Recently I’ve had some difficulty finding subjects. I’m a little obsessed with lichens and they’re easiest to spot this time of year now the vegetation has died back, so I’ve been out collecting what I can find. It’s going to be a long winter.
The first four of this set depict lichens encasing small twigs of sumac. They’re engorged with water from two solid days of rain prior to being collected.
The small examples of reindeer moss starting on wood (last two shots, above), show an unfortunate clump of “microplastics”, although technically these are more “macro” in scale. They would continue to break down to smaller and smaller fragments. I’m not sure what if any impact they have on the lichens, but it can’t be good. The entire area was strewn with plastic debris. I find microplastics on the majority of my subjects, plants, insects, fungi, it doesn’t matter. Plastic pollution has become entirely pervasive. The true scope of this catastrophe has yet to be widely accepted.
Below are a couple of stacks depicting a fine leaved moss I found growing nearby. The fine, spindly growth is a result of insufficient LED lighting for the past few days, but the extraordinary thing is that this clump of moss has been sitting neglected in my windowsill for more than a year, bone dry. I gave it a little water to soak in and a quick spritz and put it under a lamp for a couple of days prior to shooting it. These organisms like lichens and mosses that can become dry and dormant for extended periods of time seem to blur the definitions of life and death. Was this moss alive prior to receiving water? What is the difference between dormancy and death if the water never comes?

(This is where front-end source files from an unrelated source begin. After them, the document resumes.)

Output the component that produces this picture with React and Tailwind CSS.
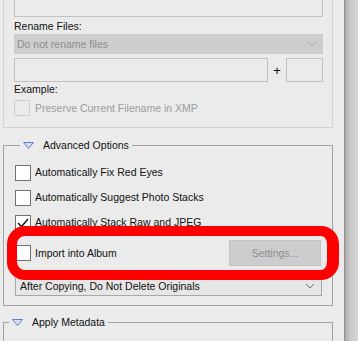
import React from "react";

const font = { fontFamily: '"Liberation Sans", Arial, sans-serif' };

function Chevron({ color }) {
  return (
    <svg width="10" height="6" viewBox="0 0 10 6" className="shrink-0">
      <polyline points="1,1 5,5 9,1" fill="none" stroke={color} strokeWidth="1" />
    </svg>
  );
}

function Tri() {
  return (
    <svg width="11" height="7" viewBox="0 0 11 7" className="shrink-0">
      <polygon points="0.5,0.5 10.5,0.5 5.5,6.5" fill="#d6e0f5" stroke="#5b7fcf" strokeWidth="1" />
    </svg>
  );
}

function Box({ checked, disabled }) {
  return (
    <div
      className={
        "w-[16px] h-[16px] shrink-0 border flex items-center justify-center " +
        (disabled ? "border-[#cdcdcd] bg-[#ebebeb]" : "border-[#707070] bg-white")
      }
    >
      {checked && (
        <svg width="12" height="10" viewBox="0 0 12 10">
          <polyline points="1,5 4.5,8.5 11,1" fill="none" stroke="#222" strokeWidth="1.6" />
        </svg>
      )}
    </div>
  );
}

function Row({ children, checked }) {
  return (
    <div className="h-[25px] flex items-center gap-[4px]">
      <Box checked={checked} />
      <span className="text-[10.5px] leading-[13px] text-[#111]">{children}</span>
    </div>
  );
}

export default function App() {
  return (
    <div className="relative w-[358px] h-[341px] overflow-hidden bg-[#ebebeb] flex" style={font}>
      <div className="w-[344px] shrink-0">
        {/* top group */}
        <div className="ml-[3px] w-[330px] h-[128px] border-x border-b border-[#d2d2d2] pl-[10px] pr-[9px]">
          <div className="h-[17px] border-x border-b border-[#c2c2c2]" />
          <div className="mt-[3px] text-[10.5px] leading-[13px] text-[#111]">Rename Files:</div>
          <div className="mt-[1px] h-[20px] bg-[#cdcdcd] flex items-center justify-between pl-[3px] pr-[6px]">
            <span className="text-[10.5px] leading-[13px] text-[#8e8e8e]">Do not rename files</span>
            <Chevron color="#a9a9a9" />
          </div>
          <div className="mt-[4px] h-[24px] flex items-center">
            <div className="w-[254px] h-[24px] border border-[#c2c2c2]" />
            <div className="w-[18px] text-center text-[13px] leading-[13px] text-black">+</div>
            <div className="w-[37px] h-[24px] border border-[#c2c2c2]" />
          </div>
          <div className="mt-[1px] text-[10.5px] leading-[13px] text-[#111]">Example:</div>
          <div className="mt-[4px] flex items-center gap-[5px]">
            <Box disabled />
            <span className="text-[10.5px] leading-[13px] text-[#9b9b9b]">Preserve Current Filename in XMP</span>
          </div>
        </div>

        {/* Advanced Options */}
        <fieldset className="mt-[11px] ml-[3px] w-[330px] border border-[#a3a3a3] pl-[11px] pr-[10px] pb-[9px]">
          <legend className="ml-[5px] px-[3px] flex items-center gap-[9px] h-[13px]">
            <Tri />
            <span className="text-[10.5px] leading-[13px] text-[#111]">Advanced Options</span>
          </legend>
          <div className="pt-[8px]">
            <Row>Automatically Fix Red Eyes</Row>
            <Row>Automatically Suggest Photo Stacks</Row>
            <Row checked>Automatically Stack Raw and JPEG</Row>
            <div className="mt-[5px] h-[26px] flex items-center justify-between">
              <div className="flex items-center gap-[4px]">
                <Box />
                <span className="text-[10.5px] leading-[13px] text-[#111]">Import into Album</span>
              </div>
              <div className="mr-[1px] w-[92px] h-[26px] bg-[#cdcdcd] border border-[#c4c4c4] flex items-center justify-center text-[10.5px] leading-[13px] text-[#8d8d8d]">
                Settings...
              </div>
            </div>
            <div className="mt-[10px] h-[20px] bg-[#e6e6e6] border border-[#a8a8a8] flex items-center justify-between pl-[4px] pr-[6px]">
              <span className="text-[10.5px] leading-[13px] text-[#111]">After Copying, Do Not Delete Originals</span>
              <Chevron color="#6a6a6a" />
            </div>
          </div>
        </fieldset>

        {/* Apply Metadata */}
        <fieldset className="mt-[10px] ml-[3px] w-[330px] h-[60px] border border-[#a3a3a3]">
          <legend className="ml-[5px] px-[3px] flex items-center gap-[9px] h-[13px]">
            <Tri />
            <span className="text-[10.5px] leading-[13px] text-[#111]">Apply Metadata</span>
          </legend>
        </fieldset>
      </div>
      <div className="w-[14px] shrink-0 border-l border-[#8e8e8e] bg-[linear-gradient(to_right,#a9a9a9,#c6c6c6_35%,#d7d7d7)]" />

      {/* red highlight overlay */}
      <div className="absolute left-[7px] top-[226px] w-[332px] h-[54px] border-[10px] border-r-[12px] border-[#fe0000] rounded-[18px] pointer-events-none" />
    </div>
  );
}
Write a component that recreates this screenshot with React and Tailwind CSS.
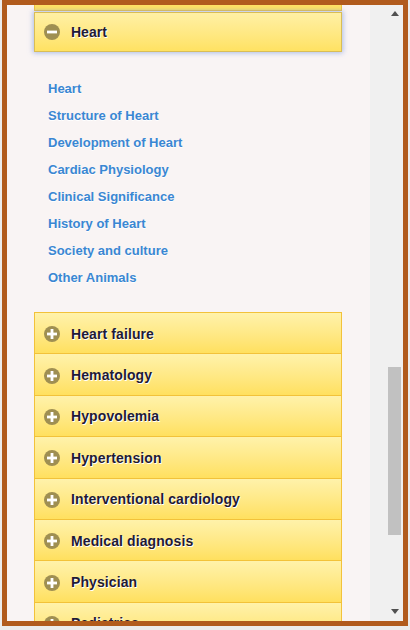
const links = [
  "Heart",
  "Structure of Heart",
  "Development of Heart",
  "Cardiac Physiology",
  "Clinical Significance",
  "History of Heart",
  "Society and culture",
  "Other Animals",
];

const topics = [
  "Heart failure",
  "Hematology",
  "Hypovolemia",
  "Hypertension",
  "Interventional cardiology",
  "Medical diagnosis",
  "Physician",
  "Pediatrics",
];

function ToggleIcon({ open }) {
  return (
    <svg viewBox="0 0 16 16" className="h-4 w-4 shrink-0">
      <circle cx="8" cy="8" r="8" fill="#9f8f52" />
      <rect x="3" y="6.6" width="10" height="2.8" fill="#fff" />
      {!open && <rect x="6.6" y="3" width="2.8" height="10" fill="#fff" />}
    </svg>
  );
}

function Triangle({ down }) {
  return (
    <svg viewBox="0 0 8 5" className="h-[5px] w-[8px]">
      <path d={down ? "M0 0H8L4 5Z" : "M4 0L8 5H0Z"} fill="#505050" />
    </svg>
  );
}

export default function App() {
  return (
    <div className="h-[630px] w-[410px] overflow-hidden bg-[#ececec] pl-[2px] font-['Liberation_Sans',Arial,sans-serif]">
      <div className="flex h-[626px] w-[406px] border-[5px] border-[#b15b1d]">
        <div className="flex h-full w-[363px] flex-col overflow-hidden bg-[#f9f4f4] pl-[27px]">
          <div className="h-[6px] w-[308px] shrink-0 border-x border-b border-[#f0c43e] bg-[#ffe263]" />
          <div className="mt-[1px] flex h-[40px] w-[308px] shrink-0 items-center gap-[11px] border border-[#d9bd55] bg-gradient-to-b from-[#fff0a4] to-[#ffe262] pl-[9px] shadow-[0_0_5px_1px_rgba(120,150,220,0.6)]">
            <ToggleIcon open />
            <span className="text-[14px] font-bold text-[#1f1b36] [text-shadow:1px_1px_0_#fff]">
              Heart
            </span>
          </div>
          <ul className="flex shrink-0 flex-col pb-[21px] pl-[14px] pt-[23px]">
            {links.map((l) => (
              <li
                key={l}
                className="flex h-[27px] items-center text-[13px] font-bold text-[#3a87d3] [text-shadow:0_1px_0_#fff]"
              >
                {l}
              </li>
            ))}
          </ul>
          <div className="flex w-[308px] shrink-0 flex-col">
            {topics.map((t) => (
              <div
                key={t}
                className="box-border flex h-[41.4px] shrink-0 items-center gap-[11px] border-x border-t border-[#f2c23a] bg-gradient-to-b from-[#fff2aa] to-[#ffe05e] pl-[9px] pt-[2px]"
              >
                <ToggleIcon />
                <span className="text-[14px] font-bold tracking-[0.1px] text-[#1f1b36] [text-shadow:1px_1px_0_#fff]">
                  {t}
                </span>
              </div>
            ))}
          </div>
        </div>
        <div className="flex h-full w-[33px] flex-col items-end bg-[#f0f0f0] pr-[2px]">
          <div className="flex h-[11px] w-[13px] items-end justify-center">
            <Triangle />
          </div>
          <div className="h-[351px]" />
          <div className="h-[168px] w-[13px] bg-[#c1c1c1]" />
          <div className="flex-1" />
          <div className="flex h-[12px] w-[13px] items-start justify-center">
            <Triangle down />
          </div>
        </div>
      </div>
    </div>
  );
}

The set below features “Oak Button Galls”. They’re small structures caused on the leaves of white oak trees by tiny parasitic wasps. The wasp lays its egg in the leaf and it deforms a portion of the leaf into a protective structure for the larva to develop within. They manipulate the genetics of the host plant to create their temporary homes. The galls change colour after the wasp ecloses, and eventually fall off the leaf leaving a tiny button-like structure in its place. I find the variety of colours among the leaf galls to be appealing, and I intend to pay more attention to growths like this next season.